Ваше мнение, сударыня, должно быть во всех случаях моим компасом. В последующих моих письмах я осмелюсь начать с вами разговор о русской литературе; о литературе на нашем родном языке; этот предмет не может показаться вам скучным, сударыня, — вам, которая любит творения наших поэтов и прозаиков. Итак, я обещаю выразить в них мои чувства по отношению к каждому, кто добился в наше время какой-то известности. Но умоляю, сударыня, просветите меня своими наблюдениями, помогите мне вашими познаниями; я все время буду опираться на ваши суждения, столь здравые, ваш столь безукоризненный такт, ваш столь чистый вкус. Надеясь заранее на вашу снисходительность, я почтительно приношу к вашим ногам слова любви и обожания, переполняющих мое сердце, — любви и обожания к вам, которая для меня — идеал всего прекрасного, всего возвышенного.

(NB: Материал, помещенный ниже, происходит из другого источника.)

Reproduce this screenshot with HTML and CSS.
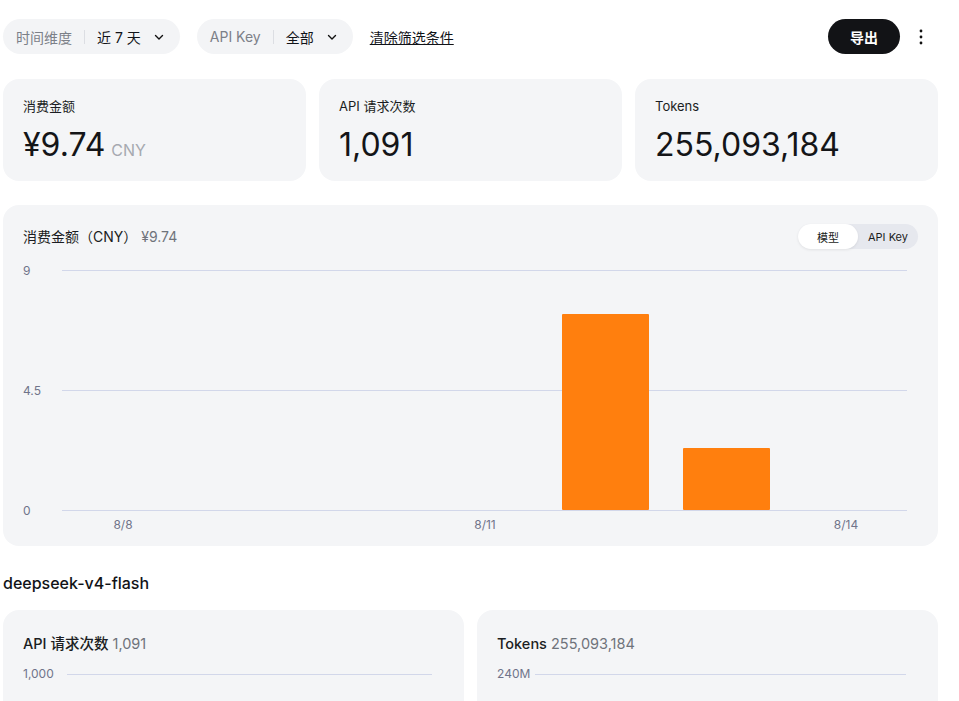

Сомов не осуществил своего намерения систематически образовать Софью Дмитриевну в области русской словесности, — то ли оно было отвергнуто, то ли письма его до нас не дошли. Но, может быть, просто в них не оказалось надобности.
Литературное общество начинало функционировать.
Оно приобрело нового члена: «по предложению Баснина и Узбека» был принят «г. Юльин» — Александр Княжевич. Так гласит запись в протоколе, — но в записи этой имя рекомендующего важнее имени вновь вступившего.
Узбеком именовался П. Л. Яковлев, приехавший из Бухары.
Среди участников первого заседания Яковлев не был упомянут. Вероятно, это случайность: он уже свой человек в дружеском кружке, о нем постоянно говорится и в письмах Сомова. В середине июля мы видим его уже полноправным и действующим сочленом; он получает и задание — тему «Журналистика».
Нам предстоит теперь вернуться к прерванному чтению поздних мемуаров Панаева.
Мы остановились на описании любовной идиллии и сердечного согласия его и хозяйки салона, — согласия, нарушенного появлением Яковлева, который «втерся» в дом.